The Court is not persuaded by Plaintiffs' assertion that Rooker-Feldman only applies to claims for injunctive or declaratory relief, and not claims for damages. (See Resp. 11-12 (citing Arthur v. JP Morgan Chase Bank, NA, 569 F. App'x 669 (11th Cir. 2014)). In Arthur, the plaintiffs sought "money damages for alleged criminal and fraudulent conduct in the generation of foreclosure-related documents." Id. at 675 (emphasis in original). The Eleventh Circuit held Rooker-Feldman did not bar the plaintiffs' suit because the plaintiffs' "alleged injuries flow . . . from the generation of the foreclosure documents and not solely from the issuance of the state court judgment" and "[i]nstead of seeking to nullify the state court judgment, the [plaintiffs] are seeking to bypass any findings in the state court judgment that would be adverse to them in this suit." Id. (alterations added; citations omitted).
The fraud claim here does not involve any purported misconduct by Defendant during the foreclosure action; rather, Plaintiffs allege Defendant's actions before the foreclosure action caused Plaintiffs to default on their loan, resulting in the foreclosure. (See generally Compl.).

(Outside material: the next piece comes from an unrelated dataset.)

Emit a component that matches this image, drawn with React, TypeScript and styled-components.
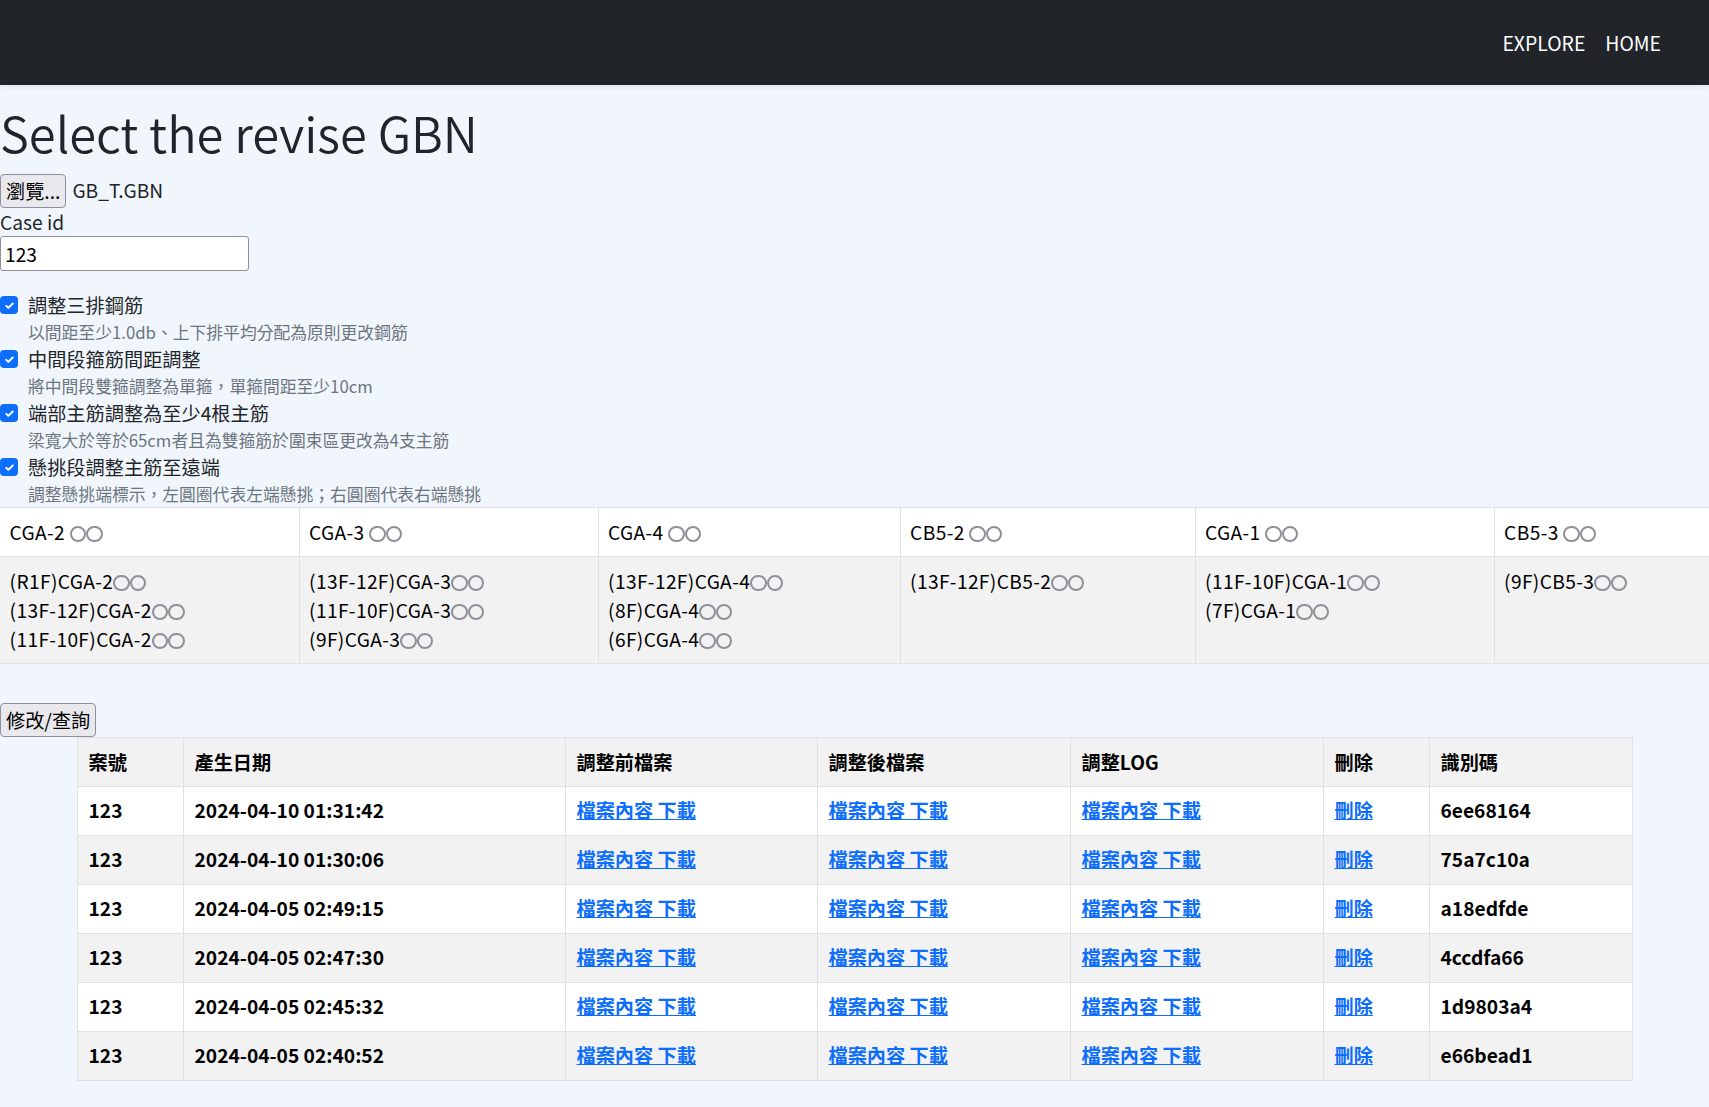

Unlike with the plaintiffs' injuries in Arthur, any damages award to Plaintiffs would thus "effectively nullify the state court judgment." Casale, 558 F.3d at 1260 (internal quotation marks and citation omitted).

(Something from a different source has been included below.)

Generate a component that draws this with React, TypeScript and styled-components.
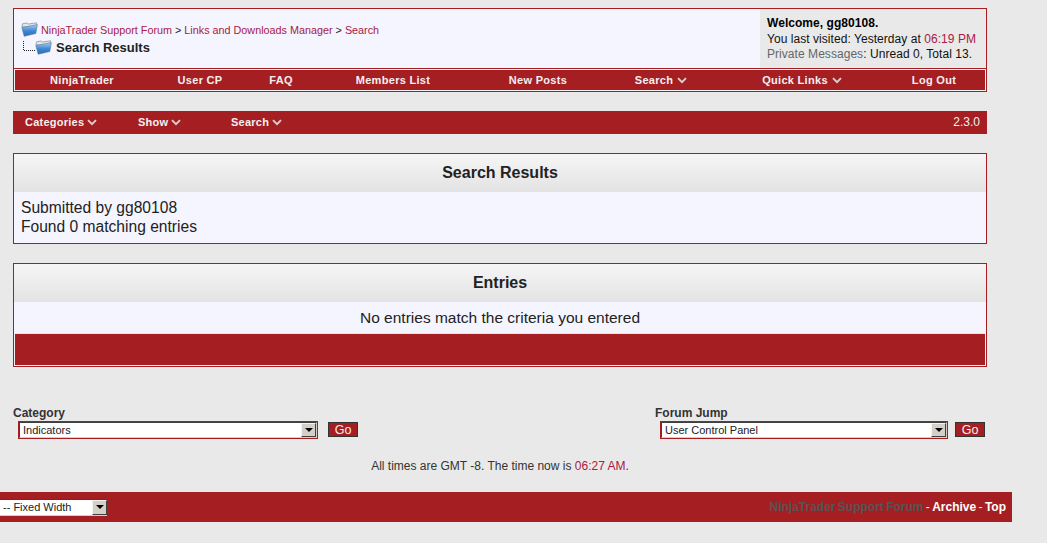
import React from "react";
import styled, { createGlobalStyle } from "styled-components";

const RED = "#a51e22";
const RING = "#f4f2f4";
const LINK = "#a8203f";

const Global = createGlobalStyle`
  html, body { margin: 0; padding: 0; background: #e9e9e9; }
  body { font-family: "Liberation Sans", Arial, sans-serif; color: #222; }
`;

const Page = styled.div`
  display: flex;
  flex-direction: column;
  width: 1047px;
  height: 543px;
  overflow: hidden;
  padding-top: 8px;
  box-sizing: border-box;
`;
const Content = styled.div`
  display: flex;
  flex-direction: column;
  width: 974px;
  margin-left: 13px;
`;
const Header = styled.div`
  display: flex;
  flex-direction: column;
  border: 1px solid ${RED};
`;
const TopRow = styled.div`
  display: flex;
  height: 60px;
  box-sizing: border-box;
  border-bottom: 1px solid ${RED};
`;
const Crumbs = styled.div`
  flex: 1;
  background: #f5f5ff;
  padding: 13px 0 0 7px;
  box-sizing: border-box;
`;
const CrumbLine = styled.div`
  display: flex;
  align-items: center;
  height: 15px;
  font-size: 10.8px;
  color: #222;
  a { color: ${LINK}; text-decoration: none; }
  span { white-space: pre; margin-left: 3px; }
`;
const CurrentLine = styled.div`
  display: flex;
  align-items: center;
  height: 18px;
  margin-top: 1px;
  padding-left: 2px;
  font-size: 13px;
  font-weight: bold;
  color: #222;
  span { margin-left: 4px; }
`;
const Welcome = styled.div`
  width: 226px;
  background: #e9e9e9;
  padding: 7px 0 0 7px;
  box-sizing: border-box;
  font-size: 12px;
  line-height: 15.5px;
  letter-spacing: 0.05px;
  color: #111;
  b { color: #000; }
  em { font-style: normal; color: ${LINK}; }
  u { text-decoration: none; color: #666; }
`;
const Nav = styled.div`
  display: grid;
  grid-template-columns: 134px 102px 60px 164px 126px 120px 162px 102px;
  height: 22px;
  box-sizing: border-box;
  border: 1px solid ${RING};
  background: ${RED};
`;
const NavItem = styled.div`
  display: flex;
  align-items: center;
  justify-content: center;
  gap: 4px;
  font-size: 11px;
  font-weight: bold;
  letter-spacing: 0.3px;
  color: #f5f0f0;
`;
const SubNav = styled.div`
  display: flex;
  align-items: center;
  height: 23px;
  margin-top: 19px;
  padding: 0 7px 1px 12px;
  box-sizing: border-box;
  background: ${RED};
  color: #f5f0f0;
`;
const SubItem = styled.div<{ $w: number }>`
  display: flex;
  align-items: center;
  gap: 3px;
  width: ${(p) => p.$w}px;
  font-size: 11px;
  font-weight: bold;
  letter-spacing: 0.25px;
`;
const Version = styled.div`
  margin-left: auto;
  font-size: 12px;
`;
const Panel = styled.div`
  display: flex;
  flex-direction: column;
  margin-top: 19px;
  border: 1px solid ${RED};
  background: #f5f5ff;
`;
const PanelHead = styled.div`
  display: flex;
  align-items: center;
  justify-content: center;
  height: 38px;
  background: linear-gradient(#f6f6f6, #e3e3e3);
  font-size: 16px;
  font-weight: bold;
  color: #222;
`;
const PanelBody = styled.div`
  padding: 6px 7px 7px;
  font-size: 15.6px;
  line-height: 19px;
  color: #222;
`;
const PanelCentered = styled.div`
  display: flex;
  align-items: center;
  justify-content: center;
  height: 31px;
  font-size: 15.5px;
  color: #222;
`;
const PanelFoot = styled.div`
  height: 33px;
  box-sizing: border-box;
  border: 1px solid ${RING};
  border-top-color: #e4e4ea;
  background: ${RED};
`;
const Forms = styled.div`
  display: flex;
  justify-content: space-between;
  margin-top: 39px;
`;
const FormBlock = styled.div`
  display: flex;
  flex-direction: column;
`;
const FormLabel = styled.div`
  font-size: 12px;
  font-weight: bold;
  line-height: 14px;
  color: #333;
`;
const FormRow = styled.div`
  display: flex;
  align-items: flex-start;
  margin-top: 1px;
  padding-right: 2px;
`;
const RedSelect = styled.div<{ $w: number }>`
  width: ${(p) => p.$w}px;
  height: 18px;
  margin-left: 5px;
  box-sizing: border-box;
  border: 1px solid ${RED};
`;
const SelectInner = styled.div`
  display: flex;
  height: 100%;
  box-sizing: border-box;
  border: 1px solid;
  border-color: #404040 #d4d0c8 #d4d0c8 #404040;
  background: #fff;
`;
const SelectValue = styled.div`
  flex: 1;
  display: flex;
  align-items: center;
  padding-left: 3px;
  font-size: 11px;
  color: #222;
`;
const SelectArrowBox = styled.div`
  display: flex;
  align-items: center;
  justify-content: center;
  width: 15px;
  flex: none;
  background: #d4d0c8;
  border: 1px solid;
  border-color: #f4f4f0 #404040 #404040 #f4f4f0;
  box-sizing: border-box;
`;
const Arrow = styled.div`
  width: 0;
  height: 0;
  border-left: 4px solid transparent;
  border-right: 4px solid transparent;
  border-top: 4px solid #000;
`;
const GoButton = styled.div<{ $ml: number }>`
  display: flex;
  align-items: center;
  justify-content: center;
  width: 30px;
  height: 15px;
  margin: 1px 0 0 ${(p) => p.$ml}px;
  box-sizing: border-box;
  border: 1px solid #333;
  background: ${RED};
  color: #f5f0f0;
  font-size: 12.5px;
`;
const TimeLine = styled.div`
  margin-top: 20px;
  height: 14px;
  text-align: center;
  font-size: 12px;
  line-height: 14px;
  color: #333;
  em { font-style: normal; color: ${LINK}; }
`;
const Footer = styled.div`
  display: flex;
  align-items: center;
  justify-content: space-between;
  width: 1012px;
  height: 30px;
  margin-top: 19px;
  padding-right: 6px;
  box-sizing: border-box;
  background: ${RED};
`;
const FooterLinks = styled.div`
  font-size: 12px;
  word-spacing: -1px;
  color: #f5f0f0;
  b { color: #fff; }
  b.dim { color: #555; }
`;
const FooterSelect = styled.div`
  display: flex;
  width: 107px;
  height: 17px;
  box-sizing: border-box;
  border-top: 1px solid #404040;
  border-bottom: 1px solid #d4d0c8;
  background: #fff;
`;
const FooterValue = styled.div`
  flex: 1;
  display: flex;
  align-items: center;
  padding-left: 3px;
  font-size: 11px;
  color: #222;
`;

const Chevron = () => (
  <svg width="10" height="7" viewBox="0 0 10 7" aria-hidden="true">
    <path d="M1 1.2 L5 5.2 L9 1.2" fill="none" stroke="#dbd0d0" strokeWidth="1.9" />
  </svg>
);

const Folder = ({ id }: { id: string }) => (
  <svg width="17" height="15" viewBox="0 0 17 15" aria-hidden="true" style={{ flex: "none" }}>
    <defs>
      <linearGradient id={id} x1="0" y1="0" x2="0" y2="1">
        <stop offset="0" stopColor="#a9cdee" />
        <stop offset="0.55" stopColor="#3b86d2" />
        <stop offset="1" stopColor="#2a6cb4" />
      </linearGradient>
    </defs>
    <path d="M1 5 L1.5 1.8 L6 1 L7.5 2 L15.5 0.8 L15 5 Z" fill="#e4e6ea" stroke="#7f8a96" strokeWidth="0.7" />
    <path d="M0.8 5.5 L16.4 2.6 L14.8 11.5 L3.2 14.3 Z" fill={`url(#${id})`} stroke="#567a9c" strokeWidth="0.6" />
  </svg>
);

const TreeLine = () => (
  <svg width="12" height="13" viewBox="0 0 12 13" aria-hidden="true" style={{ flex: "none" }}>
    <path d="M0.5 0 V9.5 H12" fill="none" stroke="#222" strokeWidth="1" strokeDasharray="1 1" />
  </svg>
);

const SelectBox = ({ w, value }: { w: number; value: string }) => (
  <RedSelect $w={w}>
    <SelectInner>
      <SelectValue>{value}</SelectValue>
      <SelectArrowBox>
        <Arrow />
      </SelectArrowBox>
    </SelectInner>
  </RedSelect>
);

const navItems: [string, boolean][] = [
  ["NinjaTrader", false],
  ["User CP", false],
  ["FAQ", false],
  ["Members List", false],
  ["New Posts", false],
  ["Search", true],
  ["Quick Links", true],
  ["Log Out", false],
];

export default function App() {
  return (
    <Page>
      <Global />
      <Content>
        <Header>
          <TopRow>
            <Crumbs>
              <CrumbLine>
                <Folder id="folderA" />
                <span>
                  <a>NinjaTrader Support Forum</a> &gt; <a>Links and Downloads Manager</a> &gt; <a>Search</a>
                </span>
              </CrumbLine>
              <CurrentLine>
                <TreeLine />
                <Folder id="folderB" />
                <span>Search Results</span>
              </CurrentLine>
            </Crumbs>
            <Welcome>
              <b>Welcome, gg80108.</b>
              <br />
              You last visited: Yesterday at <em>06:19 PM</em>
              <br />
              <u>Private Messages</u>: Unread 0, Total 13.
            </Welcome>
          </TopRow>
          <Nav>
            {navItems.map(([label, menu]) => (
              <NavItem key={label}>
                {label}
                {menu && <Chevron />}
              </NavItem>
            ))}
          </Nav>
        </Header>

        <SubNav>
          <SubItem $w={113}>
            Categories <Chevron />
          </SubItem>
          <SubItem $w={93}>
            Show <Chevron />
          </SubItem>
          <SubItem $w={90}>
            Search <Chevron />
          </SubItem>
          <Version>2.3.0</Version>
        </SubNav>

        <Panel>
          <PanelHead>Search Results</PanelHead>
          <PanelBody>
            Submitted by gg80108
            <br />
            Found 0 matching entries
          </PanelBody>
        </Panel>

        <Panel>
          <PanelHead>Entries</PanelHead>
          <PanelCentered>No entries match the criteria you entered</PanelCentered>
          <PanelFoot />
        </Panel>

        <Forms>
          <FormBlock>
            <FormLabel>Category</FormLabel>
            <FormRow>
              <SelectBox w={300} value="Indicators" />
              <GoButton $ml={10}>Go</GoButton>
            </FormRow>
          </FormBlock>
          <FormBlock>
            <FormLabel>Forum Jump</FormLabel>
            <FormRow>
              <SelectBox w={288} value="User Control Panel" />
              <GoButton $ml={7}>Go</GoButton>
            </FormRow>
          </FormBlock>
        </Forms>

        <TimeLine>
          All times are GMT -8. The time now is <em>06:27 AM</em>.
        </TimeLine>
      </Content>
      <Footer>
        <FooterSelect>
          <FooterValue>-- Fixed Width</FooterValue>
          <SelectArrowBox>
            <Arrow />
          </SelectArrowBox>
        </FooterSelect>
        <FooterLinks>
          <b className="dim">NinjaTrader Support Forum</b> - <b>Archive</b> - <b>Top</b>
        </FooterLinks>
      </Footer>
    </Page>
  );
}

In sum, through their fraud claim and the damages they seek, Plaintiffs "complain exclusively about a misrepresentation that preceded — and ultimately caused — the foreclosure," which is an "attempt to impugn the validity of the foreclosure judgment." Varela-Pietri v. Bank of Am., N.A., No. 8:17-CV-2534, 2018 WL 4208002, at *3 (M.D. Fla. Sept. 4, 2018) (footnote call number omitted). Plaintiffs' suit is thus barred by Rooker-Feldman.